The story of Cain and Abel sets a clear biblical precedent against the death penalty. Cain committed murder, one of the most abominable of all crimes, yet God acted with mercy towards him. We, too, must follow that example of unconditional love and forgiveness. No sin is too great to repent from, we are taught. And, rarely (if ever), does the act of taking another human life bring closure to those directly affected by the crime.
The United States Conference of Catholic Bishops wrote, “No act, even an execution, can bring back a loved one or heal terrible wounds. The pain and loss of one death cannot be wiped away by another death. . . . We also share the . . . loss and heartache that are the result of unspeakable acts of violence. Our family of faith must care for sisters and brothers who have been wounded by violence and support them in their loss and search for justice. They deserve our compassion, solidarity, and support. However, standing with the families of victims does not compel us to support the use of the death penalty.”

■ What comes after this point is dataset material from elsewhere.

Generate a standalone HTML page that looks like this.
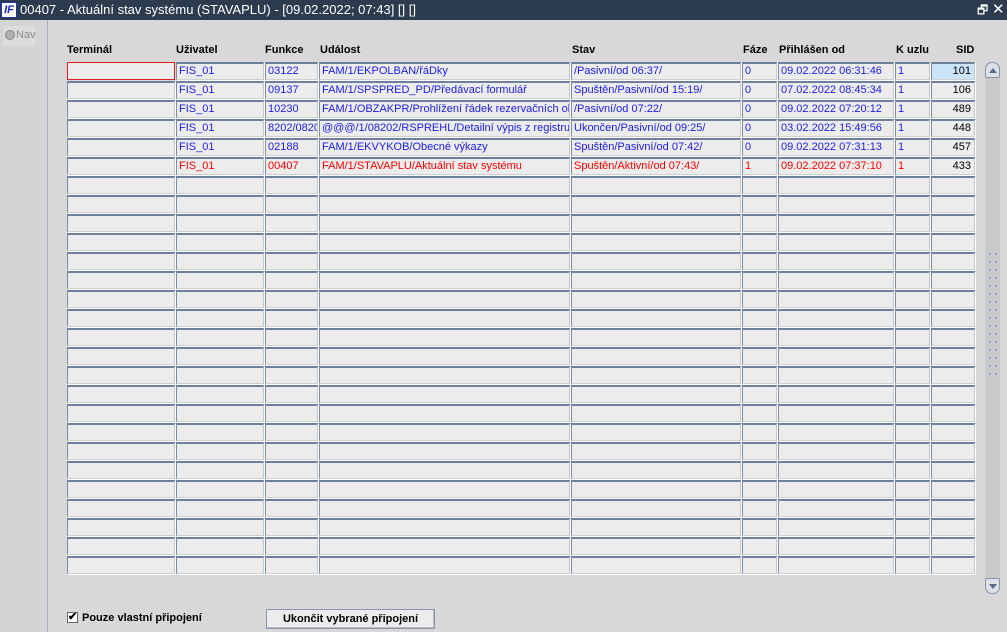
<!DOCTYPE html>
<html><head><meta charset="utf-8"><style>
*{box-sizing:border-box;margin:0;padding:0}
body{width:1007px;height:632px;overflow:hidden;background:#d8d8d8;font-family:"Liberation Sans",sans-serif;font-size:11px;position:relative}
.tb{position:absolute;left:0;top:0;width:1007px;height:20px;background:#2d3b4f;color:#fff;font-size:13px;line-height:20px}
.logo{position:absolute;left:1px;top:2px;width:16px;height:16px;background:#fff;border:1px solid #2233aa;color:#1122cc;font:bold italic 11px "Liberation Sans",sans-serif;line-height:14px;text-align:center}
.nav{position:absolute;left:0;top:20px;width:48px;height:612px;background:#d4d4d4;border-right:1px solid #a8b0bc}
.navb{position:absolute;left:3px;top:6px;width:32px;height:20px;background:#dcdcdc;color:#8a8a8a;font-size:11px;line-height:18px;padding-left:13px}
.navb:before{content:"";position:absolute;left:2px;top:4px;width:8px;height:8px;border-radius:50%;background:#b0b0b0;border:1px solid #888}
.h{position:absolute;top:44px;font-weight:bold;font-size:11px}
.grid{position:absolute;left:67px;top:62px}
.r{display:flex;height:19px}
.c{height:18px;margin-right:1px;background:#ececec;border:1px solid #7d8ba3;border-top:2px solid #6d7f9c;border-right-color:#c4c8cc;border-bottom-color:#d0d0d0;box-shadow:1px 1px 0 #fff;color:#1c1ce8;line-height:15px;padding-left:2px;white-space:nowrap;overflow:hidden}
.w1{width:108px}.w2{width:88px}.w3{width:53px}.w4{width:251px}.w5{width:170px}.w6{width:35px}.w7{width:116px}.w8{width:35px}.w9{width:44px;margin-right:0;text-align:right;padding-right:3px;color:#000}
.red .c{color:#f00}.red .w9{color:#000}
.sel{border:1px solid #e02020!important;box-shadow:none!important}
.sb{position:absolute;left:985px;top:62px;width:15px;height:532px;background:#cacaca;border-radius:7px}
</style></head><body>
<div class="tb"><div class="logo">IF</div><span style="position:absolute;left:20px">00407 - Aktuální stav systému (STAVAPLU) - [09.02.2022; 07:43] [] []</span><span style="position:absolute;left:977px;top:0;font-size:12px">🗗</span><span style="position:absolute;left:992px;font-size:15px">✕</span></div>
<div class="nav"><div class="navb">Nav</div></div>
<div class="h" style="left:67px">Terminál</div>
<div class="h" style="left:176px">Uživatel</div>
<div class="h" style="left:265px">Funkce</div>
<div class="h" style="left:320px">Událost</div>
<div class="h" style="left:572px">Stav</div>
<div class="h" style="left:743px">Fáze</div>
<div class="h" style="left:779px">Přihlášen od</div>
<div class="h" style="left:896px">K uzlu</div>
<div class="h" style="left:956px">SID</div>
<div class="grid">
<div class="r"><div class="c w1 sel"></div><div class="c w2">FIS_01</div><div class="c w3">03122</div><div class="c w4">FAM/1/EKPOLBAN/řáDky</div><div class="c w5">/Pasivní/od 06:37/</div><div class="c w6">0</div><div class="c w7">09.02.2022 06:31:46</div><div class="c w8">1</div><div class="c w9" style="background:#cce4fa">101</div></div>
<div class="r"><div class="c w1"></div><div class="c w2">FIS_01</div><div class="c w3">09137</div><div class="c w4">FAM/1/SPSPRED_PD/Předávací formulář</div><div class="c w5">Spuštěn/Pasivní/od 15:19/</div><div class="c w6">0</div><div class="c w7">07.02.2022 08:45:34</div><div class="c w8">1</div><div class="c w9">106</div></div>
<div class="r"><div class="c w1"></div><div class="c w2">FIS_01</div><div class="c w3">10230</div><div class="c w4">FAM/1/OBZAKPR/Prohlížení řádek rezervačních obj</div><div class="c w5">/Pasivní/od 07:22/</div><div class="c w6">0</div><div class="c w7">09.02.2022 07:20:12</div><div class="c w8">1</div><div class="c w9">489</div></div>
<div class="r"><div class="c w1"></div><div class="c w2">FIS_01</div><div class="c w3">8202/0820</div><div class="c w4">@@@/1/08202/RSPREHL/Detailní výpis z registru s</div><div class="c w5">Ukončen/Pasivní/od 09:25/</div><div class="c w6">0</div><div class="c w7">03.02.2022 15:49:56</div><div class="c w8">1</div><div class="c w9">448</div></div>
<div class="r"><div class="c w1"></div><div class="c w2">FIS_01</div><div class="c w3">02188</div><div class="c w4">FAM/1/EKVYKOB/Obecné výkazy</div><div class="c w5">Spuštěn/Pasivní/od 07:42/</div><div class="c w6">0</div><div class="c w7">09.02.2022 07:31:13</div><div class="c w8">1</div><div class="c w9">457</div></div>
<div class="r red"><div class="c w1"></div><div class="c w2">FIS_01</div><div class="c w3">00407</div><div class="c w4">FAM/1/STAVAPLU/Aktuální stav systému</div><div class="c w5">Spuštěn/Aktivní/od 07:43/</div><div class="c w6">1</div><div class="c w7">09.02.2022 07:37:10</div><div class="c w8">1</div><div class="c w9">433</div></div>
<div class="r"><div class="c w1"></div><div class="c w2"></div><div class="c w3"></div><div class="c w4"></div><div class="c w5"></div><div class="c w6"></div><div class="c w7"></div><div class="c w8"></div><div class="c w9"></div></div>
<div class="r"><div class="c w1"></div><div class="c w2"></div><div class="c w3"></div><div class="c w4"></div><div class="c w5"></div><div class="c w6"></div><div class="c w7"></div><div class="c w8"></div><div class="c w9"></div></div>
<div class="r"><div class="c w1"></div><div class="c w2"></div><div class="c w3"></div><div class="c w4"></div><div class="c w5"></div><div class="c w6"></div><div class="c w7"></div><div class="c w8"></div><div class="c w9"></div></div>
<div class="r"><div class="c w1"></div><div class="c w2"></div><div class="c w3"></div><div class="c w4"></div><div class="c w5"></div><div class="c w6"></div><div class="c w7"></div><div class="c w8"></div><div class="c w9"></div></div>
<div class="r"><div class="c w1"></div><div class="c w2"></div><div class="c w3"></div><div class="c w4"></div><div class="c w5"></div><div class="c w6"></div><div class="c w7"></div><div class="c w8"></div><div class="c w9"></div></div>
<div class="r"><div class="c w1"></div><div class="c w2"></div><div class="c w3"></div><div class="c w4"></div><div class="c w5"></div><div class="c w6"></div><div class="c w7"></div><div class="c w8"></div><div class="c w9"></div></div>
<div class="r"><div class="c w1"></div><div class="c w2"></div><div class="c w3"></div><div class="c w4"></div><div class="c w5"></div><div class="c w6"></div><div class="c w7"></div><div class="c w8"></div><div class="c w9"></div></div>
<div class="r"><div class="c w1"></div><div class="c w2"></div><div class="c w3"></div><div class="c w4"></div><div class="c w5"></div><div class="c w6"></div><div class="c w7"></div><div class="c w8"></div><div class="c w9"></div></div>
<div class="r"><div class="c w1"></div><div class="c w2"></div><div class="c w3"></div><div class="c w4"></div><div class="c w5"></div><div class="c w6"></div><div class="c w7"></div><div class="c w8"></div><div class="c w9"></div></div>
<div class="r"><div class="c w1"></div><div class="c w2"></div><div class="c w3"></div><div class="c w4"></div><div class="c w5"></div><div class="c w6"></div><div class="c w7"></div><div class="c w8"></div><div class="c w9"></div></div>
<div class="r"><div class="c w1"></div><div class="c w2"></div><div class="c w3"></div><div class="c w4"></div><div class="c w5"></div><div class="c w6"></div><div class="c w7"></div><div class="c w8"></div><div class="c w9"></div></div>
<div class="r"><div class="c w1"></div><div class="c w2"></div><div class="c w3"></div><div class="c w4"></div><div class="c w5"></div><div class="c w6"></div><div class="c w7"></div><div class="c w8"></div><div class="c w9"></div></div>
<div class="r"><div class="c w1"></div><div class="c w2"></div><div class="c w3"></div><div class="c w4"></div><div class="c w5"></div><div class="c w6"></div><div class="c w7"></div><div class="c w8"></div><div class="c w9"></div></div>
<div class="r"><div class="c w1"></div><div class="c w2"></div><div class="c w3"></div><div class="c w4"></div><div class="c w5"></div><div class="c w6"></div><div class="c w7"></div><div class="c w8"></div><div class="c w9"></div></div>
<div class="r"><div class="c w1"></div><div class="c w2"></div><div class="c w3"></div><div class="c w4"></div><div class="c w5"></div><div class="c w6"></div><div class="c w7"></div><div class="c w8"></div><div class="c w9"></div></div>
<div class="r"><div class="c w1"></div><div class="c w2"></div><div class="c w3"></div><div class="c w4"></div><div class="c w5"></div><div class="c w6"></div><div class="c w7"></div><div class="c w8"></div><div class="c w9"></div></div>
<div class="r"><div class="c w1"></div><div class="c w2"></div><div class="c w3"></div><div class="c w4"></div><div class="c w5"></div><div class="c w6"></div><div class="c w7"></div><div class="c w8"></div><div class="c w9"></div></div>
<div class="r"><div class="c w1"></div><div class="c w2"></div><div class="c w3"></div><div class="c w4"></div><div class="c w5"></div><div class="c w6"></div><div class="c w7"></div><div class="c w8"></div><div class="c w9"></div></div>
<div class="r"><div class="c w1"></div><div class="c w2"></div><div class="c w3"></div><div class="c w4"></div><div class="c w5"></div><div class="c w6"></div><div class="c w7"></div><div class="c w8"></div><div class="c w9"></div></div>
<div class="r"><div class="c w1"></div><div class="c w2"></div><div class="c w3"></div><div class="c w4"></div><div class="c w5"></div><div class="c w6"></div><div class="c w7"></div><div class="c w8"></div><div class="c w9"></div></div>
<div class="r"><div class="c w1"></div><div class="c w2"></div><div class="c w3"></div><div class="c w4"></div><div class="c w5"></div><div class="c w6"></div><div class="c w7"></div><div class="c w8"></div><div class="c w9"></div></div>
</div>
<div class="sb">
<div style="position:absolute;left:0;top:0;width:15px;height:16px;border:1px solid #8a96a8;border-radius:7px 7px 2px 2px;background:#dde2ea"><div style="position:absolute;left:3px;top:5px;border-left:4px solid transparent;border-right:4px solid transparent;border-bottom:5px solid #5a6c8a"></div></div>
<div style="position:absolute;left:0;bottom:0;width:15px;height:16px;border:1px solid #8a96a8;border-radius:2px 2px 7px 7px;background:#dde2ea"><div style="position:absolute;left:3px;top:5px;border-left:4px solid transparent;border-right:4px solid transparent;border-top:5px solid #5a6c8a"></div></div>
<div style="position:absolute;left:2px;top:188px;width:11px;height:130px;background-image:radial-gradient(circle,#8aa0c0 1px,transparent 1.3px);background-size:6px 8px"></div>
</div>
<div style="position:absolute;left:67px;top:612px;width:11px;height:11px;border:1px solid #666;background:#fff;font-size:11px;line-height:9px;text-align:center;font-weight:bold">✔</div>
<div style="position:absolute;left:82px;top:612px;font-weight:bold">Pouze vlastní připojení</div>
<div style="position:absolute;left:266px;top:609px;width:169px;height:20px;background:#ececec;border:1px solid #8a96a8;box-shadow:inset -1px -1px #bbb;text-align:center;font-weight:bold;line-height:18px">Ukončit vybrané připojení</div>
</body></html>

Furthermore, they wrote, “When the State, in our names and with our taxes, ends a human life despite having non-lethal alternatives, it suggests that society can overcome violence with violence. The use of the death penalty ought to be abandoned not only for what it does to those executed, but for what it does to all of society.” In supporting the death penalty, we support a culture of violence, hatred, and vengeance, not a culture of love, forgiveness, and compassion, as we are called to do in Jesus.